What is being asked: Give back every line exactly as it appears, pictures excluded.

Stored data:
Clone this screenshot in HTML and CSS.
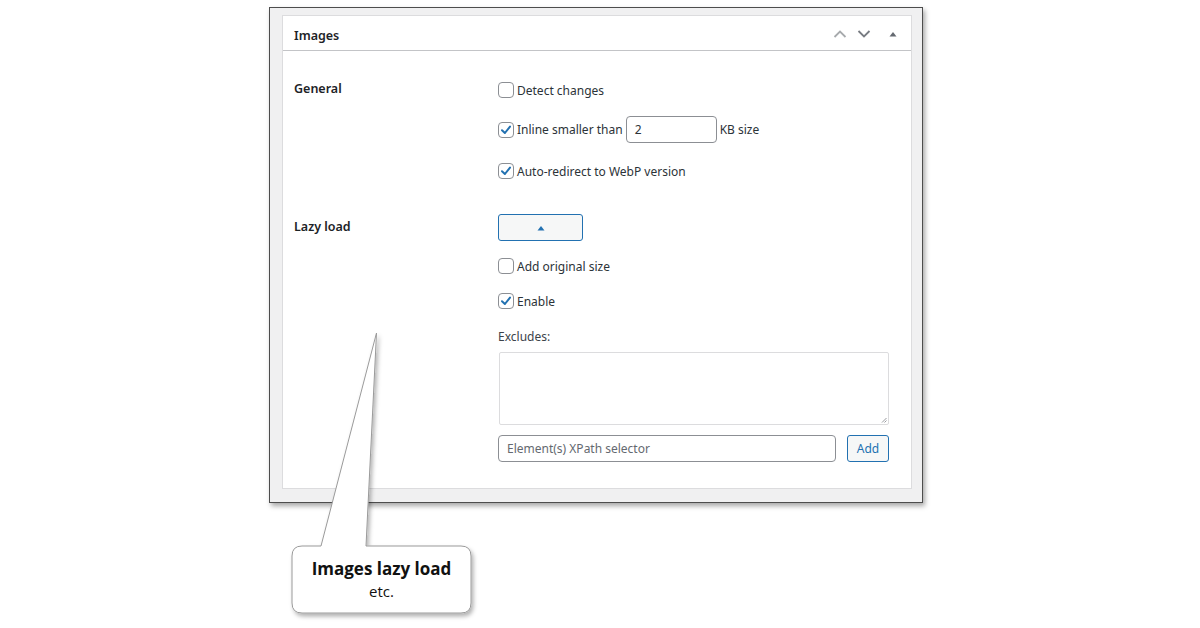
FILE: index.html
```html
<!DOCTYPE html>
<html lang="en">
<head>
<meta charset="utf-8">
<title>Images settings</title>
<link rel="stylesheet" href="styles.css">
</head>
<body>
<div class="frame">
  <div class="panel">
    <div class="panel-head">
      <h2 class="panel-title">Images</h2>
      <div class="head-actions">
        <svg class="hicon hicon-up" width="14" height="10" viewBox="0 0 14 10"><path d="M1.5 8 L7 2.5 L12.5 8" fill="none" stroke="#a7aaad" stroke-width="1.8"/></svg>
        <svg class="hicon hicon-down" width="14" height="10" viewBox="0 0 14 10"><path d="M1.5 2 L7 7.5 L12.5 2" fill="none" stroke="#787c82" stroke-width="1.8"/></svg>
        <svg class="hicon hicon-tri" width="8" height="6" viewBox="0 0 8 6"><path d="M0.5 5.5 L4 1 L7.5 5.5 Z" fill="#646970"/></svg>
      </div>
    </div>
    <div class="panel-body">
      <div class="row row-general">
        <div class="row-label">General</div>
        <div class="row-fields">
          <label class="opt"><span class="cb"></span><span>Detect changes</span></label>
          <div class="opt opt-inline">
            <span class="cb cb-on"><svg width="14" height="14" viewBox="0 0 14 14"><path d="M3 7.2 L5.9 10 L11 3.6" fill="none" stroke="#2271b1" stroke-width="2" stroke-linecap="round" stroke-linejoin="round"/></svg></span>
            <span>Inline smaller than</span>
            <span class="txt txt-small">2</span>
            <span>KB size</span>
          </div>
          <label class="opt opt-third"><span class="cb cb-on"><svg width="14" height="14" viewBox="0 0 14 14"><path d="M3 7.2 L5.9 10 L11 3.6" fill="none" stroke="#2271b1" stroke-width="2" stroke-linecap="round" stroke-linejoin="round"/></svg></span><span>Auto-redirect to WebP version</span></label>
        </div>
      </div>
      <div class="row row-lazy">
        <div class="row-label row-label-lazy">Lazy load</div>
        <div class="row-fields">
          <div class="toggle-btn"><svg width="8" height="6" viewBox="0 0 8 6"><path d="M0.5 5.5 L4 1 L7.5 5.5 Z" fill="#2271b1"/></svg></div>
          <label class="opt opt-gap"><span class="cb"></span><span>Add original size</span></label>
          <label class="opt opt-gap"><span class="cb cb-on"><svg width="14" height="14" viewBox="0 0 14 14"><path d="M3 7.2 L5.9 10 L11 3.6" fill="none" stroke="#2271b1" stroke-width="2" stroke-linecap="round" stroke-linejoin="round"/></svg></span><span>Enable</span></label>
          <div class="excl-label">Excludes:</div>
          <div class="textarea"><svg class="grip" width="6" height="6" viewBox="0 0 6 6"><path d="M5.5 1 L1 5.5 M5.5 3.5 L3.5 5.5" stroke="#8c8f94" stroke-width="0.9"/></svg></div>
          <div class="add-row">
            <span class="txt txt-xpath">Element(s) XPath selector</span>
            <span class="add-btn">Add</span>
          </div>
        </div>
      </div>
    </div>
  </div>
</div>

<div class="callout">
  <svg class="callout-shape" width="1200" height="628" viewBox="0 0 1200 628">
    <defs>
      <filter id="sh" x="-20%" y="-20%" width="140%" height="140%">
        <feDropShadow dx="2" dy="3" stdDeviation="2.2" flood-color="#000" flood-opacity="0.3"/>
      </filter>
    </defs>
    <path d="M302 546 L321 546 L376.5 333 L366 546 L461 546 Q471 546 471 556 L471 603 Q471 613 461 613 L302 613 Q292 613 292 603 L292 556 Q292 546 302 546 Z" fill="#fff" stroke="#9a9a9a" stroke-width="1" filter="url(#sh)"/>
  </svg>
  <div class="callout-text">
    <div class="callout-title">Images lazy load</div>
    <div class="callout-sub">etc.</div>
  </div>
</div>
</body>
</html>
```

FILE: styles.css
```css
html, body {
  margin: 0;
  padding: 0;
  background: #ffffff;
}
body {
  font-family: "Noto Sans", "Open Sans", "DejaVu Sans", sans-serif;
  font-size: 12px;
  color: #2c3338;
  width: 1200px;
  height: 628px;
  overflow: hidden;
  position: relative;
}
.frame {
  margin: 7px 0 0 269px;
  width: 654px;
  height: 496px;
  box-sizing: border-box;
  border: 1px solid #4d4d4d;
  background: #f0f0f1;
  padding: 7px 10px 13px 12px;
  box-shadow: 2px 3px 5px rgba(0, 0, 0, 0.35);
}
.panel {
  height: 100%;
  box-sizing: border-box;
  background: #fff;
  border: 1px solid #dcdcde;
}
.panel-head {
  height: 35px;
  box-sizing: border-box;
  border-bottom: 1px solid #c3c4c7;
  display: flex;
  align-items: center;
  justify-content: space-between;
  padding: 1px 14px 0 11px;
}
.panel-title {
  margin: 3px 0 0 0;
  font-size: 12.5px;
  font-weight: 600;
  color: #1d2327;
}
.head-actions {
  display: flex;
  align-items: center;
  gap: 10px;
}
.hicon-tri {
  margin-left: 8px;
}
.panel-body {
  padding: 29px 22px 0 11px;
}
.row {
  display: flex;
}
.row-label {
  width: 204px;
  flex: none;
  font-weight: 600;
  font-size: 12.5px;
  color: #1d2327;
  line-height: 20px;
  margin-top: -1px;
}
.row-label-lazy {
  line-height: 27px;
}
.row-fields {
  width: 391px;
  display: flex;
  flex-direction: column;
}
.row-lazy {
  margin-top: 33px;
}
.opt {
  display: flex;
  align-items: center;
  height: 20px;
  gap: 3px;
}
.opt-inline {
  height: 27px;
  margin-top: 16px;
}
.opt-third {
  margin-top: 18px;
}
.opt-gap {
  margin-top: 15px;
}
.cb {
  width: 16px;
  height: 16px;
  box-sizing: border-box;
  border: 1px solid #8c8f94;
  border-radius: 4px;
  background: #fff;
  display: flex;
  align-items: center;
  justify-content: center;
  flex: none;
}
.txt {
  box-sizing: border-box;
  height: 27px;
  border: 1px solid #8c8f94;
  border-radius: 4px;
  background: #fff;
  display: flex;
  align-items: center;
  padding: 0 8px;
  color: #2c3338;
}
.txt-small {
  width: 91px;
}
.toggle-btn {
  width: 85px;
  height: 27px;
  box-sizing: border-box;
  border: 1px solid #2271b1;
  border-radius: 3px;
  background: #f6f7f7;
  display: flex;
  align-items: center;
  justify-content: center;
}
.excl-label {
  margin-top: 16px;
  height: 20px;
  line-height: 20px;
  color: #3c434a;
}
.textarea {
  margin-top: 5px;
  margin-left: 1px;
  height: 73px;
  box-sizing: border-box;
  border: 1px solid #dcdcde;
  border-radius: 2px;
  background: #fff;
  position: relative;
}
.grip {
  position: absolute;
  right: 1px;
  bottom: 1px;
}
.add-row {
  margin-top: 10px;
  display: flex;
  gap: 11px;
}
.txt-xpath {
  flex: 1;
  color: #646970;
}
.add-btn {
  width: 42px;
  height: 27px;
  box-sizing: border-box;
  border: 1px solid #2271b1;
  border-radius: 3px;
  background: #f6f7f7;
  color: #2271b1;
  display: flex;
  align-items: center;
  justify-content: center;
}
.callout-shape {
  position: absolute;
  left: 0;
  top: 0;
  pointer-events: none;
}
.callout-text {
  position: absolute;
  left: 292px;
  top: 557px;
  width: 179px;
  text-align: center;
  font-family: "Open Sans", "Noto Sans", sans-serif;
  color: #111;
}
.callout-title {
  font-size: 17px;
  font-weight: 700;
  line-height: 24px;
}
.callout-sub {
  font-size: 15px;
  line-height: 20px;
}
```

Response below:
Clone this screenshot in HTML and CSS.
FILE: index.html
```html
<!DOCTYPE html>
<html lang="en">
<head>
<meta charset="utf-8">
<title>Images settings</title>
<link rel="stylesheet" href="styles.css">
</head>
<body>
<div class="frame">
  <div class="panel">
    <div class="panel-head">
      <h2 class="panel-title">Images</h2>
      <div class="head-actions">
        <svg class="hicon hicon-up" width="14" height="10" viewBox="0 0 14 10"><path d="M1.5 8 L7 2.5 L12.5 8" fill="none" stroke="#a7aaad" stroke-width="1.8"/></svg>
        <svg class="hicon hicon-down" width="14" height="10" viewBox="0 0 14 10"><path d="M1.5 2 L7 7.5 L12.5 2" fill="none" stroke="#787c82" stroke-width="1.8"/></svg>
        <svg class="hicon hicon-tri" width="8" height="6" viewBox="0 0 8 6"><path d="M0.5 5.5 L4 1 L7.5 5.5 Z" fill="#646970"/></svg>
      </div>
    </div>
    <div class="panel-body">
      <div class="row row-general">
        <div class="row-label">General</div>
        <div class="row-fields">
          <label class="opt"><span class="cb"></span><span>Detect changes</span></label>
          <div class="opt opt-inline">
            <span class="cb cb-on"><svg width="14" height="14" viewBox="0 0 14 14"><path d="M3 7.2 L5.9 10 L11 3.6" fill="none" stroke="#2271b1" stroke-width="2" stroke-linecap="round" stroke-linejoin="round"/></svg></span>
            <span>Inline smaller than</span>
            <span class="txt txt-small">2</span>
            <span>KB size</span>
          </div>
          <label class="opt opt-third"><span class="cb cb-on"><svg width="14" height="14" viewBox="0 0 14 14"><path d="M3 7.2 L5.9 10 L11 3.6" fill="none" stroke="#2271b1" stroke-width="2" stroke-linecap="round" stroke-linejoin="round"/></svg></span><span>Auto-redirect to WebP version</span></label>
        </div>
      </div>
      <div class="row row-lazy">
        <div class="row-label row-label-lazy">Lazy load</div>
        <div class="row-fields">
          <div class="toggle-btn"><svg width="8" height="6" viewBox="0 0 8 6"><path d="M0.5 5.5 L4 1 L7.5 5.5 Z" fill="#2271b1"/></svg></div>
          <label class="opt opt-gap"><span class="cb"></span><span>Add original size</span></label>
          <label class="opt opt-gap"><span class="cb cb-on"><svg width="14" height="14" viewBox="0 0 14 14"><path d="M3 7.2 L5.9 10 L11 3.6" fill="none" stroke="#2271b1" stroke-width="2" stroke-linecap="round" stroke-linejoin="round"/></svg></span><span>Enable</span></label>
          <div class="excl-label">Excludes:</div>
          <div class="textarea"><svg class="grip" width="6" height="6" viewBox="0 0 6 6"><path d="M5.5 1 L1 5.5 M5.5 3.5 L3.5 5.5" stroke="#8c8f94" stroke-width="0.9"/></svg></div>
          <div class="add-row">
            <span class="txt txt-xpath">Element(s) XPath selector</span>
            <span class="add-btn">Add</span>
          </div>
        </div>
      </div>
    </div>
  </div>
</div>

<div class="callout">
  <svg class="callout-shape" width="1200" height="628" viewBox="0 0 1200 628">
    <defs>
      <filter id="sh" x="-20%" y="-20%" width="140%" height="140%">
        <feDropShadow dx="2" dy="3" stdDeviation="2.2" flood-color="#000" flood-opacity="0.3"/>
      </filter>
    </defs>
    <path d="M302 546 L321 546 L376.5 333 L366 546 L461 546 Q471 546 471 556 L471 603 Q471 613 461 613 L302 613 Q292 613 292 603 L292 556 Q292 546 302 546 Z" fill="#fff" stroke="#9a9a9a" stroke-width="1" filter="url(#sh)"/>
  </svg>
  <div class="callout-text">
    <div class="callout-title">Images lazy load</div>
    <div class="callout-sub">etc.</div>
  </div>
</div>
</body>
</html>
```

FILE: styles.css
```css
html, body {
  margin: 0;
  padding: 0;
  background: #ffffff;
}
body {
  font-family: "Noto Sans", "Open Sans", "DejaVu Sans", sans-serif;
  font-size: 12px;
  color: #2c3338;
  width: 1200px;
  height: 628px;
  overflow: hidden;
  position: relative;
}
.frame {
  margin: 7px 0 0 269px;
  width: 654px;
  height: 496px;
  box-sizing: border-box;
  border: 1px solid #4d4d4d;
  background: #f0f0f1;
  padding: 7px 10px 13px 12px;
  box-shadow: 2px 3px 5px rgba(0, 0, 0, 0.35);
}
.panel {
  height: 100%;
  box-sizing: border-box;
  background: #fff;
  border: 1px solid #dcdcde;
}
.panel-head {
  height: 35px;
  box-sizing: border-box;
  border-bottom: 1px solid #c3c4c7;
  display: flex;
  align-items: center;
  justify-content: space-between;
  padding: 1px 14px 0 11px;
}
.panel-title {
  margin: 3px 0 0 0;
  font-size: 12.5px;
  font-weight: 600;
  color: #1d2327;
}
.head-actions {
  display: flex;
  align-items: center;
  gap: 10px;
}
.hicon-tri {
  margin-left: 8px;
}
.panel-body {
  padding: 29px 22px 0 11px;
}
.row {
  display: flex;
}
.row-label {
  width: 204px;
  flex: none;
  font-weight: 600;
  font-size: 12.5px;
  color: #1d2327;
  line-height: 20px;
  margin-top: -1px;
}
.row-label-lazy {
  line-height: 27px;
}
.row-fields {
  width: 391px;
  display: flex;
  flex-direction: column;
}
.row-lazy {
  margin-top: 33px;
}
.opt {
  display: flex;
  align-items: center;
  height: 20px;
  gap: 3px;
}
.opt-inline {
  height: 27px;
  margin-top: 16px;
}
.opt-third {
  margin-top: 18px;
}
.opt-gap {
  margin-top: 15px;
}
.cb {
  width: 16px;
  height: 16px;
  box-sizing: border-box;
  border: 1px solid #8c8f94;
  border-radius: 4px;
  background: #fff;
  display: flex;
  align-items: center;
  justify-content: center;
  flex: none;
}
.txt {
  box-sizing: border-box;
  height: 27px;
  border: 1px solid #8c8f94;
  border-radius: 4px;
  background: #fff;
  display: flex;
  align-items: center;
  padding: 0 8px;
  color: #2c3338;
}
.txt-small {
  width: 91px;
}
.toggle-btn {
  width: 85px;
  height: 27px;
  box-sizing: border-box;
  border: 1px solid #2271b1;
  border-radius: 3px;
  background: #f6f7f7;
  display: flex;
  align-items: center;
  justify-content: center;
}
.excl-label {
  margin-top: 16px;
  height: 20px;
  line-height: 20px;
  color: #3c434a;
}
.textarea {
  margin-top: 5px;
  margin-left: 1px;
  height: 73px;
  box-sizing: border-box;
  border: 1px solid #dcdcde;
  border-radius: 2px;
  background: #fff;
  position: relative;
}
.grip {
  position: absolute;
  right: 1px;
  bottom: 1px;
}
.add-row {
  margin-top: 10px;
  display: flex;
  gap: 11px;
}
.txt-xpath {
  flex: 1;
  color: #646970;
}
.add-btn {
  width: 42px;
  height: 27px;
  box-sizing: border-box;
  border: 1px solid #2271b1;
  border-radius: 3px;
  background: #f6f7f7;
  color: #2271b1;
  display: flex;
  align-items: center;
  justify-content: center;
}
.callout-shape {
  position: absolute;
  left: 0;
  top: 0;
  pointer-events: none;
}
.callout-text {
  position: absolute;
  left: 292px;
  top: 557px;
  width: 179px;
  text-align: center;
  font-family: "Open Sans", "Noto Sans", sans-serif;
  color: #111;
}
.callout-title {
  font-size: 17px;
  font-weight: 700;
  line-height: 24px;
}
.callout-sub {
  font-size: 15px;
  line-height: 20px;
}
```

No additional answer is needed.